Tanzan and Ekido were once traveling together down a muddy raod. A heavy rain was still falling.

Coming around a bend, they met a lovely girl in a silk kimono and sash, unable to cross the intersection.

“Come on, girl,” said Tanzan at once. Lifting her in his arms, he carried her over the mud.

Ekido did not speak again until the night when they reached the lodging temple. Then he no longer could restrain himself. “We monks don’t go near females,” he told Tanzan, “especially not young and lovely ones. It is dangerous. Why did you do that?’

“I left the girl there,” said Tanzan. “Are you still carrying her?” (p 591)

Source | Paul RepsNyogen Senzaki,  Zen Flesh, Zen Bones: A Collection of Zen and Pre-zen Writings, pages 33-34

PONDER AND CONSIDER

Learn the art of letting go and all shall be well. In life we face many unpleasant things and people sometimes. They irritate us and they make us angry.
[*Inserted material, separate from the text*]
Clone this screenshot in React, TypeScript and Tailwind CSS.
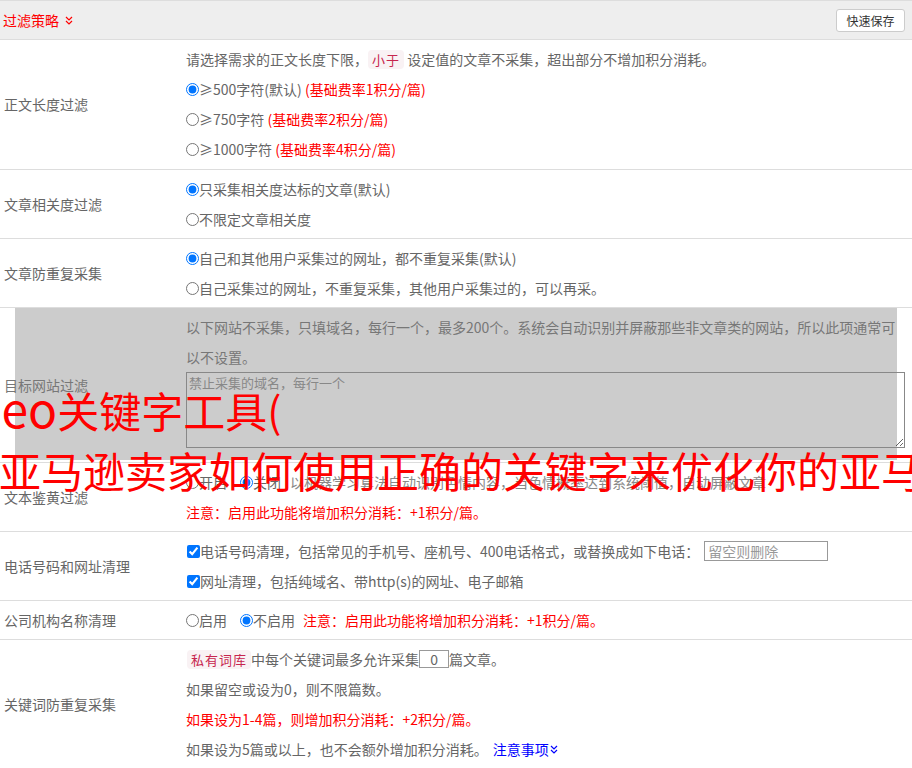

Sometimes, they cause us a lot of hurt, sometimes they cause us to be bitter or jealous. But like the novice monk, we are not willing to drop the irritation, drop the attachment. We go through life carrying the unnecessary baggage with us.

 

 

TWO MONKS WALKING

Two monks were out for a walk one day

One older, the other much younger. They had both taken vows of silence and chastity. As they continued along the trail, they came to a creek where they saw a girl standing on the bank, she told them that she needed to get across. Without hesitation the older monk picked her up in his arms and waded across the creek with her. Once they both got to the other side, they went on their way.

An hour on down the trail the younger of the two broke his vow of silence,

“You know with our vow of chastity we are not to even touch a woman, let alone make eye contact with one!”

The older one, who had been admiring the beauty of the woods and the songs of the birds, replied, “Brother, I set her down on the bank an hour ago. You, however, are still carrying her.”

PONDER AND CONSIDER

  • Let go of your past and you will be able to enjoy the present in its fullness.